__Given data__.
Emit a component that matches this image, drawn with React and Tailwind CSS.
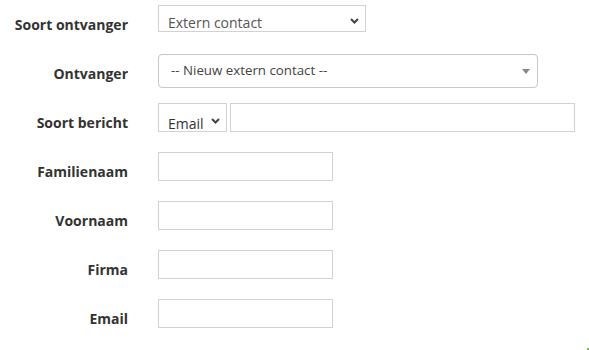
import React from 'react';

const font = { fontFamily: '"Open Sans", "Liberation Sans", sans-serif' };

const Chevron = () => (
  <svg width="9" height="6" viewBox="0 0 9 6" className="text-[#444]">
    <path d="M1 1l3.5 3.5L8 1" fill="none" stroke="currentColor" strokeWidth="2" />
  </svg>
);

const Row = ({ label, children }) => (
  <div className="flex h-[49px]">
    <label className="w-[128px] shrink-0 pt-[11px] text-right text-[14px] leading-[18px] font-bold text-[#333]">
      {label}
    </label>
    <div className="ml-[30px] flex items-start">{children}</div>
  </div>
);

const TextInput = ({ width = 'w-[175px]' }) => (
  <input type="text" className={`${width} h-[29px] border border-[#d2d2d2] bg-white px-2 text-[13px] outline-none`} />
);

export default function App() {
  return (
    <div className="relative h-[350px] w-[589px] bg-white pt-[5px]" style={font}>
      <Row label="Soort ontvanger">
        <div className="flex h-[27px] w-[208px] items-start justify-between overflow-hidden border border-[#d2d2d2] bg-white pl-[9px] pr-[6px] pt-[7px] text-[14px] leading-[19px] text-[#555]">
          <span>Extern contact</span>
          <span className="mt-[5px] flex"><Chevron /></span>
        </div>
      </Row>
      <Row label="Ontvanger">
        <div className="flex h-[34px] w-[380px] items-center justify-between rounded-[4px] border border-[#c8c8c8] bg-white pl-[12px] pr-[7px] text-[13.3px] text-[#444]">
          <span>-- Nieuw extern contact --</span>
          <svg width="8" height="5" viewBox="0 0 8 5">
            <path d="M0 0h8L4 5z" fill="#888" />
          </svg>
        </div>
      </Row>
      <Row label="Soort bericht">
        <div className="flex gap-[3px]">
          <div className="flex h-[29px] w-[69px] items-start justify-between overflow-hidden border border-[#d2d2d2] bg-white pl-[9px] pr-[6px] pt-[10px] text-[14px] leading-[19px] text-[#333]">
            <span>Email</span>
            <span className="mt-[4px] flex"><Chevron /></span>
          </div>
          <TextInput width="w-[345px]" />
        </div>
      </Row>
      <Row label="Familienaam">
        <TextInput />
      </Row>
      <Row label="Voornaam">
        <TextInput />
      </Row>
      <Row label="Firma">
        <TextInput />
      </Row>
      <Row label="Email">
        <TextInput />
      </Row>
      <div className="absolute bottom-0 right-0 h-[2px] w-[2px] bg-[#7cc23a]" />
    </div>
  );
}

__To be done__. Every line of text is to be repeated exactly; pictures are left out.

__Answer to this problem__.
Emit a component that matches this image, drawn with React and Tailwind CSS.
import React from 'react';

const font = { fontFamily: '"Open Sans", "Liberation Sans", sans-serif' };

const Chevron = () => (
  <svg width="9" height="6" viewBox="0 0 9 6" className="text-[#444]">
    <path d="M1 1l3.5 3.5L8 1" fill="none" stroke="currentColor" strokeWidth="2" />
  </svg>
);

const Row = ({ label, children }) => (
  <div className="flex h-[49px]">
    <label className="w-[128px] shrink-0 pt-[11px] text-right text-[14px] leading-[18px] font-bold text-[#333]">
      {label}
    </label>
    <div className="ml-[30px] flex items-start">{children}</div>
  </div>
);

const TextInput = ({ width = 'w-[175px]' }) => (
  <input type="text" className={`${width} h-[29px] border border-[#d2d2d2] bg-white px-2 text-[13px] outline-none`} />
);

export default function App() {
  return (
    <div className="relative h-[350px] w-[589px] bg-white pt-[5px]" style={font}>
      <Row label="Soort ontvanger">
        <div className="flex h-[27px] w-[208px] items-start justify-between overflow-hidden border border-[#d2d2d2] bg-white pl-[9px] pr-[6px] pt-[7px] text-[14px] leading-[19px] text-[#555]">
          <span>Extern contact</span>
          <span className="mt-[5px] flex"><Chevron /></span>
        </div>
      </Row>
      <Row label="Ontvanger">
        <div className="flex h-[34px] w-[380px] items-center justify-between rounded-[4px] border border-[#c8c8c8] bg-white pl-[12px] pr-[7px] text-[13.3px] text-[#444]">
          <span>-- Nieuw extern contact --</span>
          <svg width="8" height="5" viewBox="0 0 8 5">
            <path d="M0 0h8L4 5z" fill="#888" />
          </svg>
        </div>
      </Row>
      <Row label="Soort bericht">
        <div className="flex gap-[3px]">
          <div className="flex h-[29px] w-[69px] items-start justify-between overflow-hidden border border-[#d2d2d2] bg-white pl-[9px] pr-[6px] pt-[10px] text-[14px] leading-[19px] text-[#333]">
            <span>Email</span>
            <span className="mt-[4px] flex"><Chevron /></span>
          </div>
          <TextInput width="w-[345px]" />
        </div>
      </Row>
      <Row label="Familienaam">
        <TextInput />
      </Row>
      <Row label="Voornaam">
        <TextInput />
      </Row>
      <Row label="Firma">
        <TextInput />
      </Row>
      <Row label="Email">
        <TextInput />
      </Row>
      <div className="absolute bottom-0 right-0 h-[2px] w-[2px] bg-[#7cc23a]" />
    </div>
  );
}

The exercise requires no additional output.